We both sit in silence through the next song, enjoying the effects of the acid. My head is floating and I feel so relaxed that I have to remind myself to breathe. The song ends and the band goes immediately into their next song:
“To everything,
(Turn, turn, turn,)
There is a season,
(Turn, turn, turn,)
And a time to every purpose under Heaven…”
I am not sure exactly what happened next. I must have reached down for my Coke and was lifting it up when the band sang “A time to be born,” it slipped out of my hands, and in slow motion, I could feel it falling onto my pants and then hitting the floor where the microphone cables were running under me. Something in my mind must have associated the accident with electrocution just as the band sang  “a time to die” because I could feel myself rising up slowly out of my body and looking down on the whole crowd while the band kept repeating, like a broken record, the words “die, die, die, die.”
It must have been apparent to Randy that something was wrong because he leaned over and asked if I was okay. While I could see his lips moving, the sounds didn’t come through until later, as if he were somewhere in the distance and although I tried, I was incapable of answering him. The band in front of me was melting like wax figures into the stage and while the intensity of the strobe light increased; the entire audience began to blend together and I could see only my body, sitting sadly alone on top of the sea of colors.
“Let’s get some fresh air,” he said as he led me out of the building. We started walking but came to an overhead railway and as the train was passing the sounds were so deafening I had to plug my ears.
“Get me out of here!” I shouted, “I can’t take this anymore.”
We started running in a direction away from the train but the increased exertion triggered increased awareness of our heartbeat and breathing and we wondered if perhaps the Acid we took was laced with poison. “We better find a hospital!” Randy said as we tried to figure out where we were. There was a man raking leaves in his front yard so we asked him where the nearest hospital was. He was very helpful and told us exactly how to get there but by the time we reached the corner, we couldn’t remember if he had said to turn right or left. We continued running for several minutes and maybe even an hour, our hearts bursting inside of us. Then somewhere in the middle of Philadelphia, we turned a corner, and there in front of us was a large clock on one of the buildings resembling BIG BEN.
“Wow, man!” I exclaimed, “We ran to London.”
We both began laughing and the negative effects of the trip wore off. “You okay?” Randy asks; as he bent down to retie his shoelaces.
“Yeah, I think I am,” I respond “but… more double hits for me.”

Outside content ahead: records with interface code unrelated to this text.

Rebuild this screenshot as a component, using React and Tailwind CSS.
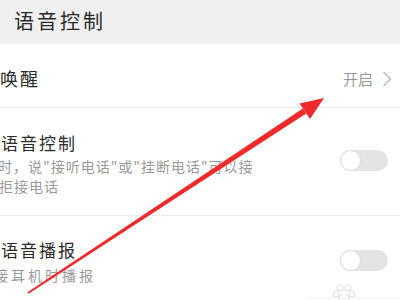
import React from "react";

const font = { fontFamily: '"Noto Sans CJK SC", "Noto Sans", sans-serif' };

function Toggle() {
  return (
    <div className="relative w-[48px] h-[21px] rounded-full bg-[#e4e4e4]">
      <div className="absolute left-0 top-0 w-[21px] h-[21px] rounded-full bg-white border border-[#dcdcdc]" />
    </div>
  );
}

function Arrow() {
  return (
    <svg
      className="absolute left-0 top-0 pointer-events-none"
      width="400"
      height="300"
      viewBox="0 0 400 300"
    >
      <polygon
        points="27.5,292.2 28.6,293.8 306.2,113.6 302.9,108.6"
        fill="#f02a2a"
      />
      <polygon points="324,98 299.5,103.4 310,119" fill="#f02a2a" />
    </svg>
  );
}

function Watermark() {
  return (
    <svg
      className="absolute left-[300px] top-[282px] pointer-events-none"
      width="100"
      height="18"
      viewBox="0 0 100 18"
    >
      <g fill="none" stroke="#e2e2e2" strokeWidth="1.2">
        <circle cx="40" cy="6" r="3" />
        <circle cx="48" cy="6" r="3" />
        <circle cx="36" cy="12" r="3" />
        <circle cx="52" cy="12" r="3" />
        <ellipse cx="44" cy="16" rx="5" ry="3.5" />
      </g>
      <line x1="8" y1="16" x2="100" y2="16" stroke="#eeeeee" strokeWidth="1" />
    </svg>
  );
}

export default function App() {
  return (
    <div className="relative w-[400px] h-[300px] overflow-hidden bg-white" style={font}>
      {/* header */}
      <div className="h-[44px] bg-[#f0f0f0] flex items-center pl-[14px] pb-[2px]">
        <span className="text-[20px] leading-[24px] tracking-[3px] text-[#2a2a2a]">
          语音控制
        </span>
      </div>

      {/* wake row */}
      <div className="h-[64px] flex items-center border-b border-[#ececec] pt-[4px] pr-[8px]">
        <div className="flex-1 overflow-hidden">
          <span className="block -ml-[40px] text-[18px] leading-[22px] tracking-[2px] text-[#2a2a2a] whitespace-nowrap">
            语音唤醒
          </span>
        </div>
        <div className="flex items-center gap-[9px] pt-[3px]">
          <span className="text-[15px] leading-[18px] text-[#999999]">开启</span>
          <svg width="10" height="16" viewBox="0 0 10 16">
            <path d="M1.5 1 L8.5 8 L1.5 15" fill="none" stroke="#b8b8b8" strokeWidth="1.3" />
          </svg>
        </div>
      </div>

      {/* voice control row */}
      <div className="h-[108px] flex items-start border-b border-[#ececec] pr-[12px]">
        <div className="flex-1 overflow-hidden pt-[24px]">
          <span className="block -ml-[37px] text-[17px] leading-[21px] tracking-[2px] text-[#2a2a2a] whitespace-nowrap">
            来电语音控制
          </span>
          <span className="block mt-[3px] -ml-[32px] text-[14px] leading-[20px] tracking-[1px] text-[#999999] whitespace-nowrap">
            来电时，说"接听电话"或"挂断电话"可以接
          </span>
          <span className="block -ml-[31px] text-[14px] leading-[20px] tracking-[1px] text-[#999999] whitespace-nowrap">
            听或拒接电话
          </span>
        </div>
        <div className="mt-[42px]">
          <Toggle />
        </div>
      </div>

      {/* voice broadcast row */}
      <div className="flex items-start pr-[12px]">
        <div className="flex-1 overflow-hidden pt-[23px]">
          <span className="block -ml-[37px] text-[17px] leading-[21px] tracking-[2px] text-[#2a2a2a] whitespace-nowrap">
            来电语音播报
          </span>
          <span className="block mt-[5px] -ml-[23px] text-[14px] leading-[20px] tracking-[3px] text-[#999999] whitespace-nowrap">
            连接耳机时播报
          </span>
        </div>
        <div className="mt-[34px]">
          <Toggle />
        </div>
      </div>

      <Watermark />
      <Arrow />
    </div>
  );
}
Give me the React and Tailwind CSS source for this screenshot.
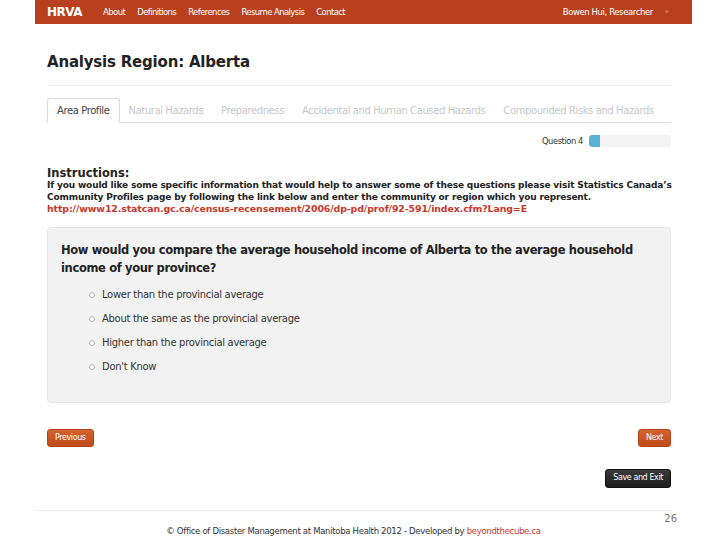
import React from "react";

const sans = { fontFamily: '"DejaVu Sans", Verdana, sans-serif' };

function App() {
  const tabs = ["Natural Hazards", "Preparedness", "Accidental and Human Caused Hazards", "Compounded Risks and Hazards"];
  const options = [
    "Lower than the provincial average",
    "About the same as the provincial average",
    "Higher than the provincial average",
    "Don't Know",
  ];

  return (
    <div className="w-[720px] h-[540px] bg-white overflow-hidden" style={sans}>
      {/* 상단 네비게이션 */}
      <div className="ml-[35px] w-[657px] h-[24px] bg-[#b9401f] flex items-center px-3 text-white">
        <span className="font-bold text-[12px] tracking-[-0.5px]">HRVA</span>
        <div className="flex gap-[12px] ml-[21px] text-[8.5px] tracking-[-0.6px]">
          <span>About</span>
          <span>Definitions</span>
          <span>References</span>
          <span>Resume Analysis</span>
          <span>Contact</span>
        </div>
        <div className="ml-auto flex items-center gap-3 text-[8.5px] tracking-[-0.4px] mr-[12px]">
          <span>Bowen Hui, Researcher</span>
          <span className="text-[#d77a5f] text-[7px]">▾</span>
        </div>
      </div>

      <div className="mx-[47px] w-[624px]">
        <h1 className="mt-[28px] text-[15px] font-bold text-[#222] tracking-[-0.2px] leading-[20px]">
          Analysis Region: Alberta
        </h1>
        <div className="mt-[13px] border-t border-[#eee]" />

        {/* 탭 */}
        <div className="mt-[12px] flex border-b border-[#ddd] h-[25px] text-[10px] tracking-[-0.4px]">
          <div className="px-[9px] border border-[#ddd] border-b-white rounded-t-[3px] -mb-px bg-white text-[#444] flex items-center">
            Area Profile
          </div>
          {tabs.map((t) => (
            <div key={t} className="px-[9px] text-[#c8c8c8] flex items-center">
              {t}
            </div>
          ))}
        </div>

        {/* 진행 표시 */}
        <div className="mt-[12px] flex justify-end items-center gap-[6px]">
          <span className="text-[8.3px] text-[#333] tracking-[-0.4px]">Question 4</span>
          <div className="w-[82px] h-[12px] bg-[#f3f3f3] rounded-[3px] overflow-hidden">
            <div className="w-[11px] h-full bg-[#5bb0d8] rounded-l-[3px]" />
          </div>
        </div>

        {/* 안내 */}
        <div className="mt-[19px]">
          <div className="text-[11.5px] font-bold text-[#222] leading-[14px]">Instructions:</div>
          <p className="w-[632px] text-[9px] font-bold text-[#222] leading-[11.5px] tracking-[-0.15px]">
            If you would like some specific information that would help to answer some of these questions please visit Statistics Canada’s Community Profiles page by following the link below and enter the community or region which you represent.
          </p>
          <div className="text-[9.4px] font-bold text-[#c9382a] leading-[11.5px] tracking-[-0.1px]">
            http://www12.statcan.gc.ca/census-recensement/2006/dp-pd/prof/92-591/index.cfm?Lang=E
          </div>
        </div>

        {/* 질문 박스 */}
        <div className="mt-[12px] h-[176px] bg-[#f2f2f2] border border-[#e5e5e5] rounded-[4px] px-[13px] pt-[13px]">
          <div className="text-[11.5px] font-bold text-[#222] leading-[18px] tracking-[-0.35px]">
            How would you compare the average household income of Alberta to the average household income of your province?
          </div>
          <div className="mt-[11px] ml-[28px] flex flex-col gap-[10px]">
            {options.map((o) => (
              <div key={o} className="flex items-center h-[14px]">
                <span className="w-[6px] h-[6px] rounded-full border border-[#b5b5b5] bg-white" />
                <span className="ml-[7px] text-[10px] text-[#333] tracking-[-0.3px]">{o}</span>
              </div>
            ))}
          </div>
        </div>

        {/* 버튼 */}
        <div className="mt-[26px] flex justify-between">
          <button className="h-[18px] px-[7px] text-[8px] text-white tracking-[-0.4px] rounded-[3px] bg-gradient-to-b from-[#d4622b] to-[#bf4a1c] border border-[#b4441c]">
            Previous
          </button>
          <button className="h-[18px] px-[7px] text-[8px] text-white tracking-[-0.4px] rounded-[3px] bg-gradient-to-b from-[#d4622b] to-[#bf4a1c] border border-[#b4441c]">
            Next
          </button>
        </div>
        <div className="mt-[22px] flex justify-end">
          <button className="h-[19px] px-[7px] text-[8px] text-white tracking-[-0.4px] rounded-[3px] bg-gradient-to-b from-[#3a3a3a] to-[#1e1e1e] border border-[#111]">
            Save and Exit
          </button>
        </div>
      </div>

      {/* 푸터 */}
      <div className="mx-[35px] w-[637px] mt-[22px] border-t border-[#eee]" />
      <div className="relative mx-[35px] w-[637px]">
        <span className="absolute right-[-5px] top-[0px] text-[10px] text-[#777]">26</span>
        <div className="pt-[14px] text-center text-[8.5px] text-[#333] tracking-[-0.3px]">
          © Office of Disaster Management at Manitoba Health 2012 - Developed by{" "}
          <span className="text-[#c9382a]">beyondthecube.ca</span>
        </div>
      </div>
    </div>
  );
}

export default App;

As we walked back to the Factory we talked about where life was taking us. What had started out to be an adventure was turning into a nightmare. John was stealing credit cards from the gas station he worked at. We would use them immediately to make purchases and then destroy the card. The owner of the station had received several calls and was beginning to suspect him. Another friend of ours tried to go for a big drug deal but got ripped off and when the people came to ask for him they were carrying guns and said he was a dead man if he didn’t come up with the drugs or the money. He couldn’t do either so tried to kill himself but failed. Now he was in a psychiatric hospital. Then today we lost a good friend to a drug overdose. It wasn’t supposed to be this way.
By the time we returned to the car, the parking lot was empty and our group was standing huddled next to the building. They did not ask and we did not say as we climbed into the car and drove back to the apartment in silence.